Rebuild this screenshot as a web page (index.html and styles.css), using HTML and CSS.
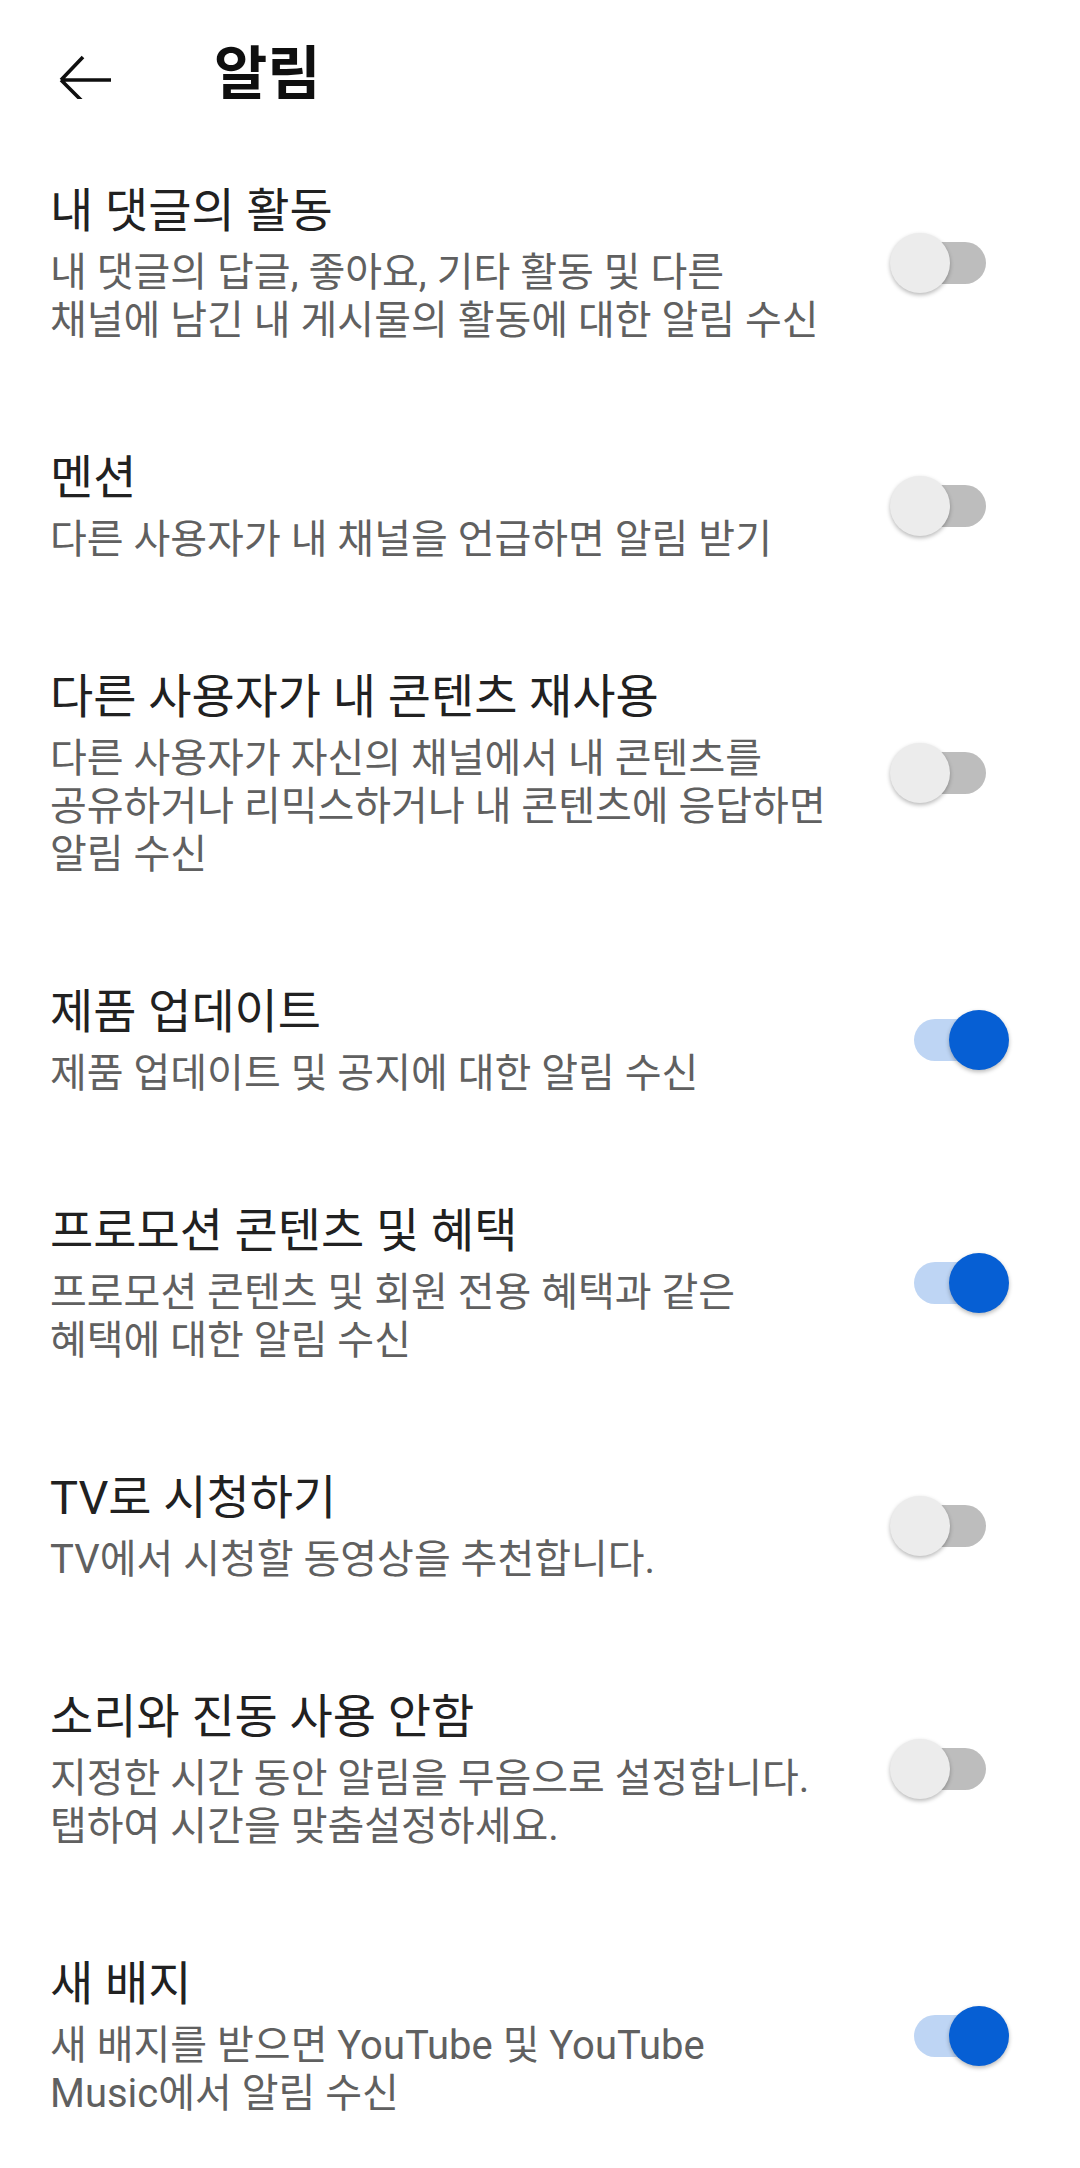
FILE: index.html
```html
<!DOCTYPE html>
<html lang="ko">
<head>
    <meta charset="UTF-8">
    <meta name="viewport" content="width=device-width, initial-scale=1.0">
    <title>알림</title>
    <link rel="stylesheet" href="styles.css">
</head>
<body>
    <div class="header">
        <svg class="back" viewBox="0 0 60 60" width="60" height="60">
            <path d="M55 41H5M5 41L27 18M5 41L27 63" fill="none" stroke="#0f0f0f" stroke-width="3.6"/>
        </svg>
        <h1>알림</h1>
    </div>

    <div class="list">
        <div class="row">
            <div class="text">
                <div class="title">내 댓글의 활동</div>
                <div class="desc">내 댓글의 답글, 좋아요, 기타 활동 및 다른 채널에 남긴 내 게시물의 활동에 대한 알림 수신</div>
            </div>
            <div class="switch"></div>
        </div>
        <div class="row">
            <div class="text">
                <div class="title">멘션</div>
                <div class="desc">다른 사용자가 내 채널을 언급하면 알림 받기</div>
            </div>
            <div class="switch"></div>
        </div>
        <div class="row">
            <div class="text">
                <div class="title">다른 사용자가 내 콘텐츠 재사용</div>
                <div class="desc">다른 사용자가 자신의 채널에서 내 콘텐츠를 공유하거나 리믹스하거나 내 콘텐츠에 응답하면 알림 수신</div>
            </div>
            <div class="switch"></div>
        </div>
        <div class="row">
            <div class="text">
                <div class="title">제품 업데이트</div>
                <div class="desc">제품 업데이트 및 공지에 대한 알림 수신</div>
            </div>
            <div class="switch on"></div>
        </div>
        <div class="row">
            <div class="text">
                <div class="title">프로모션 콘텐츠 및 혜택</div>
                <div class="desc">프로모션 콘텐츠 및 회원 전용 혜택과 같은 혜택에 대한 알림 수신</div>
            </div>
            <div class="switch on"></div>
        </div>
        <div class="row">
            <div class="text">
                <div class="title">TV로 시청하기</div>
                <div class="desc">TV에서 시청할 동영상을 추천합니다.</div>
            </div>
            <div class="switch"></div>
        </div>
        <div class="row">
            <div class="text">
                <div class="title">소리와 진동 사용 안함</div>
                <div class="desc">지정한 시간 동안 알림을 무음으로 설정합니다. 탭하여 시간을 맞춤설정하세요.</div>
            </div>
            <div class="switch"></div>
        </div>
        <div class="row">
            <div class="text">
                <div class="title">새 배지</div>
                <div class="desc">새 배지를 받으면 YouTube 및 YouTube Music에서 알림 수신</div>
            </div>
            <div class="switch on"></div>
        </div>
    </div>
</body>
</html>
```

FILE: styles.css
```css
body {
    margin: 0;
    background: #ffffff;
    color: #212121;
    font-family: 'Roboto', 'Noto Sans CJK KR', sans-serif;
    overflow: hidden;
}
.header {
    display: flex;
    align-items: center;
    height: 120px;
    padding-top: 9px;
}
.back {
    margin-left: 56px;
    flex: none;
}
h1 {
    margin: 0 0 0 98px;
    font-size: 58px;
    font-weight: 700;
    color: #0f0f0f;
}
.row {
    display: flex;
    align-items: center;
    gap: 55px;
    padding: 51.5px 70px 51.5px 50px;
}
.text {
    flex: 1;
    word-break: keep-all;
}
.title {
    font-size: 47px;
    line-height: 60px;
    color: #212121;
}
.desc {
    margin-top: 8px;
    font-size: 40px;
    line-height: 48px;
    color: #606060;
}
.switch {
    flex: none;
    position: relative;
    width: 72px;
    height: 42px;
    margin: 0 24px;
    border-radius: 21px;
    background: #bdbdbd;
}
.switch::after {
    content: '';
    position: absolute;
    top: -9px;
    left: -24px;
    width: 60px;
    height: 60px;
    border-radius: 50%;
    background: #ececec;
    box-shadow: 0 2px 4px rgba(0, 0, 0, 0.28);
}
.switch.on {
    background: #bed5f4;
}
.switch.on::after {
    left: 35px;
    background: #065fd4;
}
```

### PROBLEM DESCRIPTION
Reproduce the data word for word, excluding its pictures.

### RESULT OF THIS TASK
Rebuild this screenshot as a web page (index.html and styles.css), using HTML and CSS.
FILE: index.html
```html
<!DOCTYPE html>
<html lang="ko">
<head>
    <meta charset="UTF-8">
    <meta name="viewport" content="width=device-width, initial-scale=1.0">
    <title>알림</title>
    <link rel="stylesheet" href="styles.css">
</head>
<body>
    <div class="header">
        <svg class="back" viewBox="0 0 60 60" width="60" height="60">
            <path d="M55 41H5M5 41L27 18M5 41L27 63" fill="none" stroke="#0f0f0f" stroke-width="3.6"/>
        </svg>
        <h1>알림</h1>
    </div>

    <div class="list">
        <div class="row">
            <div class="text">
                <div class="title">내 댓글의 활동</div>
                <div class="desc">내 댓글의 답글, 좋아요, 기타 활동 및 다른 채널에 남긴 내 게시물의 활동에 대한 알림 수신</div>
            </div>
            <div class="switch"></div>
        </div>
        <div class="row">
            <div class="text">
                <div class="title">멘션</div>
                <div class="desc">다른 사용자가 내 채널을 언급하면 알림 받기</div>
            </div>
            <div class="switch"></div>
        </div>
        <div class="row">
            <div class="text">
                <div class="title">다른 사용자가 내 콘텐츠 재사용</div>
                <div class="desc">다른 사용자가 자신의 채널에서 내 콘텐츠를 공유하거나 리믹스하거나 내 콘텐츠에 응답하면 알림 수신</div>
            </div>
            <div class="switch"></div>
        </div>
        <div class="row">
            <div class="text">
                <div class="title">제품 업데이트</div>
                <div class="desc">제품 업데이트 및 공지에 대한 알림 수신</div>
            </div>
            <div class="switch on"></div>
        </div>
        <div class="row">
            <div class="text">
                <div class="title">프로모션 콘텐츠 및 혜택</div>
                <div class="desc">프로모션 콘텐츠 및 회원 전용 혜택과 같은 혜택에 대한 알림 수신</div>
            </div>
            <div class="switch on"></div>
        </div>
        <div class="row">
            <div class="text">
                <div class="title">TV로 시청하기</div>
                <div class="desc">TV에서 시청할 동영상을 추천합니다.</div>
            </div>
            <div class="switch"></div>
        </div>
        <div class="row">
            <div class="text">
                <div class="title">소리와 진동 사용 안함</div>
                <div class="desc">지정한 시간 동안 알림을 무음으로 설정합니다. 탭하여 시간을 맞춤설정하세요.</div>
            </div>
            <div class="switch"></div>
        </div>
        <div class="row">
            <div class="text">
                <div class="title">새 배지</div>
                <div class="desc">새 배지를 받으면 YouTube 및 YouTube Music에서 알림 수신</div>
            </div>
            <div class="switch on"></div>
        </div>
    </div>
</body>
</html>
```

FILE: styles.css
```css
body {
    margin: 0;
    background: #ffffff;
    color: #212121;
    font-family: 'Roboto', 'Noto Sans CJK KR', sans-serif;
    overflow: hidden;
}
.header {
    display: flex;
    align-items: center;
    height: 120px;
    padding-top: 9px;
}
.back {
    margin-left: 56px;
    flex: none;
}
h1 {
    margin: 0 0 0 98px;
    font-size: 58px;
    font-weight: 700;
    color: #0f0f0f;
}
.row {
    display: flex;
    align-items: center;
    gap: 55px;
    padding: 51.5px 70px 51.5px 50px;
}
.text {
    flex: 1;
    word-break: keep-all;
}
.title {
    font-size: 47px;
    line-height: 60px;
    color: #212121;
}
.desc {
    margin-top: 8px;
    font-size: 40px;
    line-height: 48px;
    color: #606060;
}
.switch {
    flex: none;
    position: relative;
    width: 72px;
    height: 42px;
    margin: 0 24px;
    border-radius: 21px;
    background: #bdbdbd;
}
.switch::after {
    content: '';
    position: absolute;
    top: -9px;
    left: -24px;
    width: 60px;
    height: 60px;
    border-radius: 50%;
    background: #ececec;
    box-shadow: 0 2px 4px rgba(0, 0, 0, 0.28);
}
.switch.on {
    background: #bed5f4;
}
.switch.on::after {
    left: 35px;
    background: #065fd4;
}
```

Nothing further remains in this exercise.